As 2016 drew to a close, Nadia racked up a prominent feature on Kideko and George Kweli’s house banger “Crank It”, which brought her main stage festival bookings around the world. She won a MOBO for the “Skwod” video (beating competition from M.I.A. and Laura Mvula), and finished in the Top 5 of the BBC Sound of 2017 poll. At the top of 2017, she released her first EP, Highly Flammable, which The FADER called “a showcase of Rose’s dexterity”.
As well as holing up in the studio to compose a slew of new emotional bangers, Nadia also spent 2017 writing for Rihanna, who tapped her up to join her writing camp for #R9 in London. Having got in touch with her vulnerable side, and experienced what it’s like to write for other artists, Nadia says she unlocked a “different level” in her songwriting – a few samples of which she unleashed in unofficial singles, like the low-slung “On Top”, in 2018.

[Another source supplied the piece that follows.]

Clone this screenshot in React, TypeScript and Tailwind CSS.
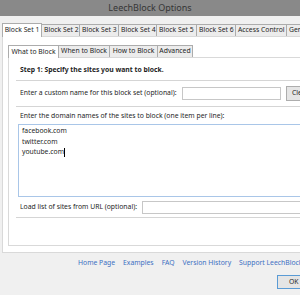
import React from "react";

const outerTabs: [string, string][] = [
  ["Block Set 1", "w-[40px]"],
  ["Block Set 2", "w-[38px]"],
  ["Block Set 3", "w-[39px]"],
  ["Block Set 4", "w-[38px]"],
  ["Block Set 5", "w-[40px]"],
  ["Block Set 6", "w-[39px]"],
  ["Access Control", "w-[51px]"],
  ["General", "w-[34px]"],
];
const innerTabs: [string, string][] = [
  ["What to Block", "w-[51px]"],
  ["When to Block", "w-[51px]"],
  ["How to Block", "w-[48px]"],
  ["Advanced", "w-[35px]"],
];

export default function App() {
  return (
    <div className="w-[300px] h-[295px] overflow-hidden bg-[#f0f0f0] font-['Noto_Sans',sans-serif] text-[6.8px] text-[#1e1e1e]">
      <div className="h-[16px] bg-[#898989] flex items-center justify-center text-[9px] text-[#363636]">
        LeechBlock Options
      </div>
      <div className="pl-[2px] pt-[6px] w-[380px]">
        <div className="flex items-end h-[14px]">
          {outerTabs.map(([t, w], i) =>
            i === 0 ? (
              <div key={t} className={`${w} h-[14px] bg-white border border-b-0 border-[#acacac] flex items-center justify-center leading-none whitespace-nowrap relative z-10 -mb-px`}>
                {t}
              </div>
            ) : (
              <div key={t} className={`${w} shrink-0 h-[12px] pl-[2px] bg-[#ececec] border border-l-0 border-b-0 border-[#acacac] flex items-center leading-none whitespace-nowrap`}>
                {t}
              </div>
            )
          )}
        </div>
        <div className="bg-white border border-[#d9d9d9] h-[217px] pl-[5px] pt-[7px]">
          <div className="flex items-end h-[13px]">
            {innerTabs.map(([t, w], i) =>
              i === 0 ? (
                <div key={t} className={`${w} h-[13px] bg-white border border-b-0 border-[#acacac] flex items-center justify-center leading-none whitespace-nowrap relative z-10 -mb-px`}>
                  {t}
                </div>
              ) : (
                <div key={t} className={`${w} h-[12px] bg-[#ececec] border border-l-0 border-b-0 border-[#acacac] flex items-center justify-center leading-none whitespace-nowrap`}>
                  {t}
                </div>
              )
            )}
          </div>
          <div className="bg-white border border-[#d9d9d9] h-[189px] pl-[7px] pt-[7px]">
            <div className="pl-[4px] h-[10px] leading-[10px] font-bold">Step 1: Specify the sites you want to block.</div>
            <div className="mt-[5px] h-px bg-[#d5d5d5]" />
            <div className="mt-[6px] h-[13px] flex items-center">
              <div className="w-[166px] pl-[4px] whitespace-nowrap">Enter a custom name for this block set (optional):</div>
              <div className="w-[99px] h-[13px] border border-[#c7c7c7] bg-white" />
              <div className="ml-[5px] h-[15px] px-[5px] border border-[#adadad] bg-[#e5e5e5] flex items-center">Clear</div>
            </div>
            <div className="mt-[6px] h-px bg-[#d5d5d5]" />
            <div className="mt-[4px] pl-[4px] h-[10px] leading-[10px] whitespace-nowrap">
              Enter the domain names of the sites to block (one item per line):
            </div>
            <div className="mt-[3px] ml-[2px] h-[73px] border border-[#a9c6e8] pl-[3px] pt-[1px] leading-[10.5px]">
              <div>facebook.com</div>
              <div>twitter.com</div>
              <div className="flex items-center">
                youtube.com<span className="inline-block w-px h-[9px] bg-black" />
              </div>
            </div>
            <div className="mt-[4px] h-[13px] flex items-center">
              <div className="w-[126px] pl-[4px] whitespace-nowrap">Load list of sites from URL (optional):</div>
              <div className="w-[220px] h-[13px] border border-[#c7c7c7] bg-white" />
            </div>
            <div className="mt-[3px] h-px bg-[#d5d5d5]" />
          </div>
        </div>
      </div>
      <div className="flex gap-[8px] pl-[78px] mt-[3px] h-[14px] items-center text-[#3b6fc2] whitespace-nowrap">
        <span>Home Page</span>
        <span>Examples</span>
        <span>FAQ</span>
        <span>Version History</span>
        <span>Support LeechBlock</span>
      </div>
      <div className="pl-[277px] mt-[5px] w-[380px]">
        <div className="w-[44px] h-[14px] border border-[#5a9bd5] bg-[#e5e5e5] flex items-center pl-[11px]">OK</div>
      </div>
    </div>
  );
}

Now, she’s kicking off 2019 with a defiant, fresh statement of intent. Her carefree tropical tune “Airplane Mode” is all about those days where you have to block the rest of the world out, and get in your zone. “When I’m creating, I don’t like things to infiltrate that,” says Nadia. “One phone call can change my train of thought.” When she describes the song, it takes on a deeper resonance, seeming to describe her approach to life and her career in general: sometimes you need to have tunnel vision, to take risks, and to take total control of your own destiny. As she puts it: “The main thing was just, ‘I’m taking off, get out of my way! This is my thing, and this is how I’m doing it.’ That’s simply all it is. I’m taking off, you’re either on board, or get out. I think that’s a great motto to live by.”